In the UK, where E.ON serves approximately 4.8 million households and 500,000 businesses, the group did not fare as well as projected. Profits from the retail electricity and gas division combined fell 8% to ?396m, as a milder than average winter saw households lowering their thermostats or even turning off their central heating systems.

Even with lower profits, members of parliament and consumer watchdogs have been quick to accuse E.ON and its peers of a lack of transparency, with a particular focus on an alleged reluctance to pass wholesale price declines on to retail customers. Sophisticated arguments about the time lag between buying wholesale supplies at high prices - only to find that by the time peak demand arises for this expensive energy wholesale prices have subsequently fallen - are not easily sold to a skeptical UK public. E.ON increased its headline dual fuel bill by 8.7% at the end of 2013, roughly in line with many of its competitors.

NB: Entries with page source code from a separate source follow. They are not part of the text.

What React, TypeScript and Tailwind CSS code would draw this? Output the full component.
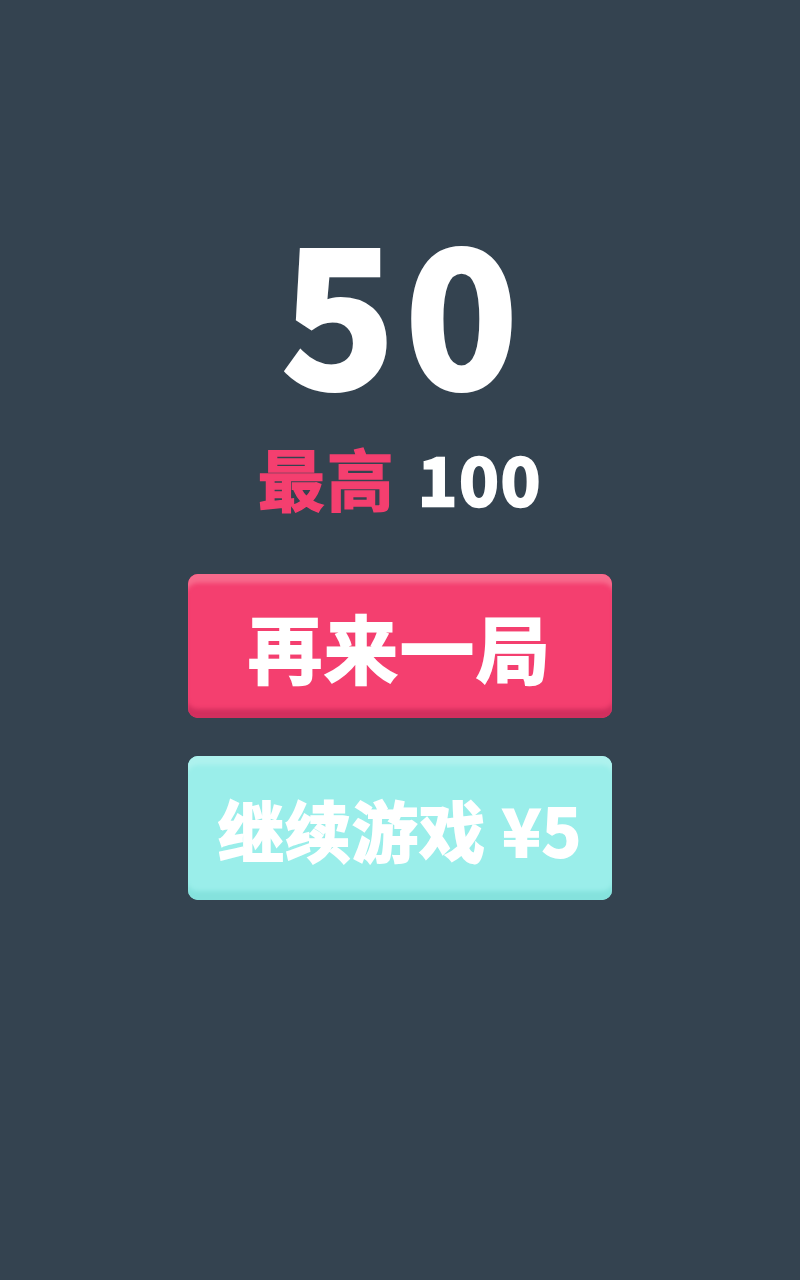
import React from "react";

const font = { fontFamily: '"Noto Sans CJK SC", "Noto Sans", sans-serif' };

function GameOver() {
  return (
    <div className="min-h-[1280px] w-full bg-[#344350] flex flex-col items-center pt-[211px]" style={font}>
      <div className="text-white font-bold text-[188px] leading-none tracking-[12px] pl-[12px] [-webkit-text-stroke:6px_white]">
        50
      </div>
      <div className="mt-[44px] flex items-baseline gap-[22px] font-bold text-[67px] leading-none">
        <span className="text-[#f43f6f] tracking-[2px] [-webkit-text-stroke:1.5px_#f43f6f]">最高</span>
        <span className="text-white tracking-[2px] [-webkit-text-stroke:2.5px_white]">100</span>
      </div>
      <div className="mt-[64px] flex flex-col gap-[38px]">
        <button className="w-[424px] h-[144px] rounded-[10px] bg-[#f43f6f] shadow-[inset_0_11px_4px_-2px_#f76a8c,inset_0_-11px_4px_-2px_#d22f5e] text-white font-bold text-[74px] leading-none tracking-[2px] [-webkit-text-stroke:2px_white] flex items-center justify-center">
          再来一局
        </button>
        <button className="w-[424px] h-[144px] rounded-[10px] bg-[#9aeeea] shadow-[inset_0_11px_4px_-2px_#aef2ee,inset_0_-11px_4px_-2px_#85e2dd] text-white font-bold text-[66px] leading-none tracking-[1px] [-webkit-text-stroke:2px_white] flex items-center justify-center">
          继续游戏 ¥5
        </button>
      </div>
    </div>
  );
}

export default function App() {
  return <GameOver />;
}
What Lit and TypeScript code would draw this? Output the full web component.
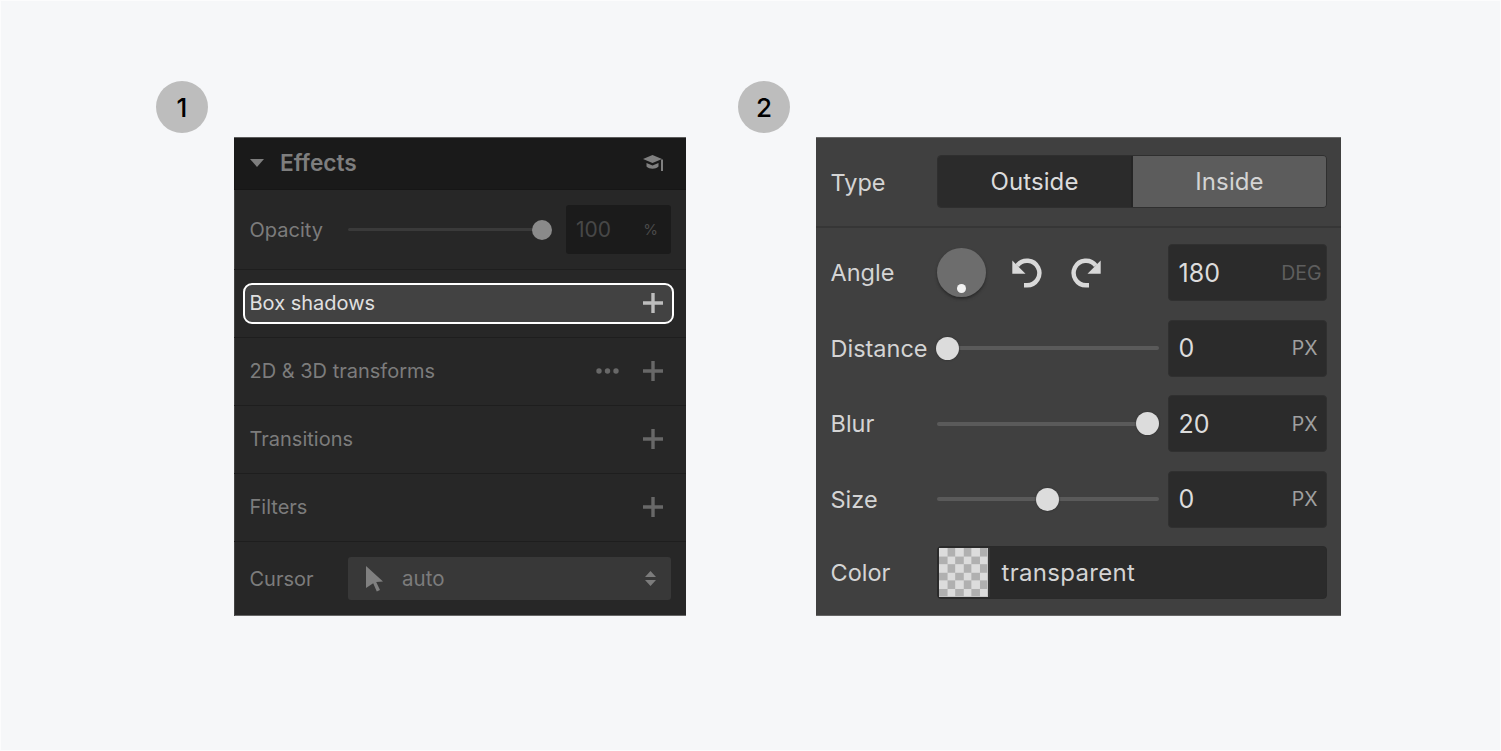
import { LitElement, html, css, svg } from "lit";
import { customElement } from "lit/decorators.js";

const plus = html`<svg class="plus" viewBox="0 0 20 20"><path d="M8.300 0h3.400v8.300H20v3.400h-8.300V20H8.300v-8.300H0V8.300h8.300z" fill="currentColor"/></svg>`;
const rot = svg`<path d="M13 27.300H16A12.300 12.300 0 1 0 6.200 7.600"></path><path class="ah" d="M1.300 2.500V15.800H14.500z"></path>`;

@customElement("app-root")
export class AppRoot extends LitElement {
  static styles = css`
    :host { display: block; width: 1501px; height: 751px; font-family: Inter, "Noto Sans", sans-serif; overflow: hidden; }
    .page { display: flex; padding: 80px 0 0 155px; box-sizing: border-box; height: 751px; background: #f6f7f9; border: 1px solid #fcfcfd; }
    .col1 { width: 582px; flex: none; }
    .col2 { flex: none; }
    .badge { width: 52px; height: 52px; border-radius: 50%; background: #bdbdbd; color: #000; display: flex; align-items: center; justify-content: center; font-size: 26px; font-weight: 500; }
    .panel { margin: 4px 0 0 78px; height: 479px; box-sizing: border-box; }
    .p1 { width: 452px; background: #272727; display: flex; flex-direction: column; color: #7c7c7c; font-size: 20px; border-top: 1px solid #5c5c5c; box-shadow: inset 1px 0 #444, inset 0 -1px #666; }
    .head { height: 52px; flex: none; background: #1a1a1a; display: flex; align-items: center; padding: 0 23.5px 2px 15.5px; border-bottom: 1px solid #161616; box-sizing: border-box; color: #7e7e7e; font-weight: 600; font-size: 22.7px; }
    .head .tri { width: 14px; height: 8px; margin-right: 16px; margin-left: 0.5px; }
    .head .title { flex: 1; }
    .cap { width: 20px; height: 16px; }
    .row { display: flex; align-items: center; padding: 0 23.5px 2px 15.5px; height: 68px; flex: none; border-bottom: 1px solid #1e1e1e; box-sizing: border-box; }
    .r-op { height: 80px; padding: 0 15px 0 15.5px; }
    .track { height: 3px; background: #3a3a3a; border-radius: 2px; position: relative; flex: 1; margin: 0 24px 0 25px; }
    .op-knob { position: absolute; right: -10px; top: -8.5px; width: 20px; height: 20px; border-radius: 50%; background: #8a8a8a; }
    .op-input { width: 105px; height: 49px; flex: none; background: #1b1b1b; border-radius: 3px; display: flex; align-items: center; justify-content: space-between; padding: 0 13px 0 10px; box-sizing: border-box; color: #474747; font-size: 21px; }
    .op-input small { font-size: 15px; color: #4a4a4a; }
    .label { flex: 1; }
    .plus { width: 20px; height: 20px; color: #686868; flex: none; }
    .r-box { padding: 0 12px 0 9px; }
    .boxed { flex: 1; height: 41px; border: 2px solid #fff; border-radius: 9px; background: #424242; display: flex; align-items: center; padding: 0 9.5px 1px 4.5px; color: #e0e0e0; box-sizing: border-box; }
    .boxed .plus { color: #bdbdbd; }
    .dots { width: 23px; height: 6px; margin-right: 23.5px; }
    .r-cur { flex: 1; border: none; height: auto; padding: 0 15.5px 1px 15.5px; }
    .r-cur .label { flex: none; width: 98.5px; }
    .select { flex: 1; height: 43px; background: #383838; border-radius: 3px; display: flex; align-items: center; padding: 0 15px 0 17.5px; color: #7c7c7c; font-size: 20.5px; }
    .select .val { flex: 1; }
    .arrow { width: 17px; height: 26px; margin-right: 19.500px; }
    .ud { width: 11px; height: 15px; }
    .p2 { width: 525px; background: #404040; color: #d4d4d4; font-size: 23.5px; border-top: 1px solid #6a6a6a; display: flex; flex-direction: column; padding: 0 14px 0 14.5px; box-shadow: inset 0 -1px #666; }
    .type { height: 90px; flex: none; display: flex; align-items: center; margin: 0 -14px 0 -14.5px; padding: 0 14px 0 14.5px; border-bottom: 2.5px solid #363636; box-sizing: border-box; }
    .lab { width: 106.5px; flex: none; }
    .seg { flex: 1; display: flex; height: 53px; margin-top: -2px; border-radius: 4px; overflow: hidden; border: 1px solid #2f2f2f; box-sizing: border-box; font-size: 24px; }
    .seg div { flex: 1; display: flex; align-items: center; justify-content: center; letter-spacing: 0.1px; }
    .seg .a { background: #2b2b2b; color: #dcdcdc; border-right: 2px solid #252525; }
    .seg .b { background: #5c5c5c; color: #d4d4d4; }
    .r2 { display: flex; align-items: center; height: 57px; flex: none; margin-bottom: 18.5px; }
    .angle { margin-top: 16px; }
    .dial { width: 49px; height: 49px; border-radius: 50%; background: #6d6d6d; box-shadow: 0 2px 3px #2a2a2a; position: relative; flex: none; }
    .dial i { position: absolute; width: 9px; height: 9px; border-radius: 50%; background: #f2f2f2; left: 20px; bottom: 4.5px; }
    .rot { width: 32px; height: 30px; flex: none; }
    .rot path { fill: none; stroke: #d9d9d9; stroke-width: 4.4; }
    .rot path.ah { fill: #d9d9d9; stroke: none; }
    .rot.l { margin-left: 25px; }
    .rot.r { margin-left: 27px; transform: scaleX(-1); }
    .spacer { flex: 1; }
    .num { width: 159.5px; height: 57px; flex: none; margin-left: 9px; background: #2b2b2b; border: 1px solid #303030; border-radius: 4px; box-sizing: border-box; display: flex; align-items: center; justify-content: space-between; padding: 0 8.5px 0 10px; color: #dcdcdc; font-size: 25px; }
    .num small { font-size: 19.5px; color: #a0a0a0; }
    .num small.dim { color: #5e5e5e; margin-right: -4px; }
    .slide { flex: 1; height: 4px; background: #5a5a5a; border-radius: 2px; position: relative; }
    .knob { position: absolute; top: -9.5px; width: 23px; height: 23px; margin-left: -11.5px; border-radius: 50%; background: #dcdcdc; box-shadow: 0 0 2px #2a2a2a; }
    .color { height: 53px; flex: 1; display: flex; align-items: center; background: #2b2b2b; border: 1px solid #2a2a2a; border-radius: 4px; box-sizing: border-box; overflow: hidden; }
    .swatch { width: 49px; height: 49px; flex: none; margin-left: 1px; background-color: #dcdcdc; background-image: conic-gradient(#b0b0b0 25%, #dcdcdc 0 50%, #b0b0b0 0 75%, #dcdcdc 0); background-size: 16.2px 16.2px; border-right: 2px solid #363636; margin-right: 11.5px; }
    .colorrow { height: 53px; margin-bottom: 0; margin-top: -0.5px; }
    .tr { letter-spacing: 0.3px; font-size: 24px; }
  `;

  slider(label: string, pos: number, val: string) {
    return html`<div class="r2"><div class="lab">${label}</div>
      <div class="slide"><div class="knob" style="left:${pos}px"></div></div>
      <div class="num"><span>${val}</span><small>PX</small></div></div>`;
  }

  render() {
    return html`<div class="page">
      <div class="col1">
        <div class="badge">1</div>
        <div class="panel p1">
          <div class="head">
            <svg class="tri" viewBox="0 0 14 8"><path d="M0 0h14L7 8z" fill="#7e7e7e"/></svg>
            <span class="title">Effects</span>
            <svg class="cap" viewBox="0 0 20 16"><path d="M0 4L9.500 0 19 4 9.500 8z" fill="#808080"/><path d="M3.500 8l6 2.500 6-2.500v3.500c-3 3-9 3-12 0z" fill="#808080"/><rect x="18" y="4.500" width="2" height="11.500" fill="#808080"/></svg>
          </div>
          <div class="row r-op"><span>Opacity</span>
            <div class="track"><div class="op-knob"></div></div>
            <div class="op-input"><span>100</span><small>%</small></div>
          </div>
          <div class="row r-box"><div class="boxed"><span class="label">Box shadows</span>${plus}</div></div>
          <div class="row"><span class="label">2D &amp; 3D transforms</span>
            <svg class="dots" viewBox="0 0 23 6"><circle cx="3" cy="3" r="2.700" fill="#686868"/><circle cx="11.500" cy="3" r="2.700" fill="#686868"/><circle cx="20" cy="3" r="2.700" fill="#686868"/></svg>${plus}</div>
          <div class="row"><span class="label">Transitions</span>${plus}</div>
          <div class="row"><span class="label">Filters</span>${plus}</div>
          <div class="row r-cur"><span class="label">Cursor</span>
            <div class="select">
              <svg class="arrow" viewBox="0 0 17 26"><path d="M0 0l17 15.500-6.800.5 3.800 8-3.200 1.500-3.600-8.200L0 22z" fill="#808080"/></svg>
              <span class="val">auto</span>
              <svg class="ud" viewBox="0 0 11 15"><path d="M5.500 0L11 6H0zM0 9h11l-5.500 6z" fill="#7c7c7c"/></svg>
            </div>
          </div>
        </div>
      </div>
      <div class="col2">
        <div class="badge">2</div>
        <div class="panel p2">
          <div class="type"><div class="lab">Type</div>
            <div class="seg"><div class="a">Outside</div><div class="b">Inside</div></div>
          </div>
          <div class="r2 angle"><div class="lab">Angle</div>
            <div class="dial"><i></i></div>
            <svg class="rot l" viewBox="0 0 32 30">${rot}</svg>
            <svg class="rot r" viewBox="0 0 32 30">${rot}</svg>
            <div class="spacer"></div>
            <div class="num"><span>180</span><small class="dim">DEG</small></div>
          </div>
          ${this.slider("Distance", 10.5, "0")}
          ${this.slider("Blur", 210, "20")}
          ${this.slider("Size", 110, "0")}
          <div class="r2 colorrow"><div class="lab">Color</div>
            <div class="color"><div class="swatch"></div><span class="tr">transparent</span></div>
          </div>
        </div>
      </div>
    </div>`;
  }
}
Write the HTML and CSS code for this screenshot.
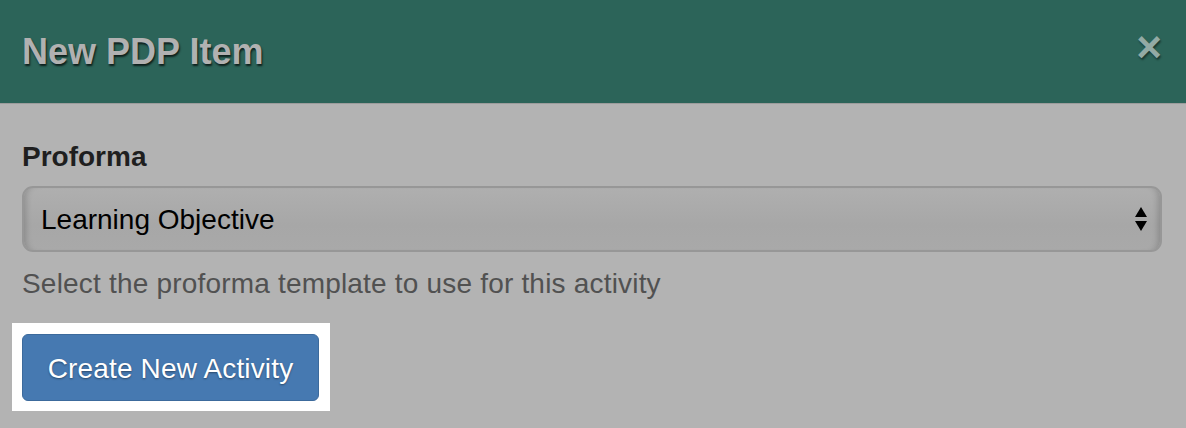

E.ON has refocused its UK energy generation portfolio predominantly on gas by decommissioning four coal-fired generation plants (4,180MW) in the last two years. E.ON now has 14 gas-fired plants, and another one under construction that will come online by 2018. Datamonitor Energy estimates that E.ON UK's energy asset capacity breaks down as follows: 53% gas, 21% coal, 13% wind, 12% bioenergy, and 1% oil. It owns only one active coal-fired plant, located at Ratcliffe-on-Soar in Nottinghamshire (1,980MW).

As well as conventional power generation, E.ON co-owns the world's largest wind farm along with DONG Energy, Masdar, and CDPQ. The London Array, based just off the Kent and Essex coasts, came online in July 2013 with 630MW of capacity and is predicted to supply energy to nearly 750,000 households. Elsewhere, E.ON is bringing three wind projects online - Amrumbank West (288MW), North Sea, Germany; Humber Gateway (219MW), UK; and Grandview 1 (219MW), Texas, US - in the next two years. However, given the current low cost of coal power production and the significant political pressure surrounding gas prices, E.ON may struggle to maintain profitability.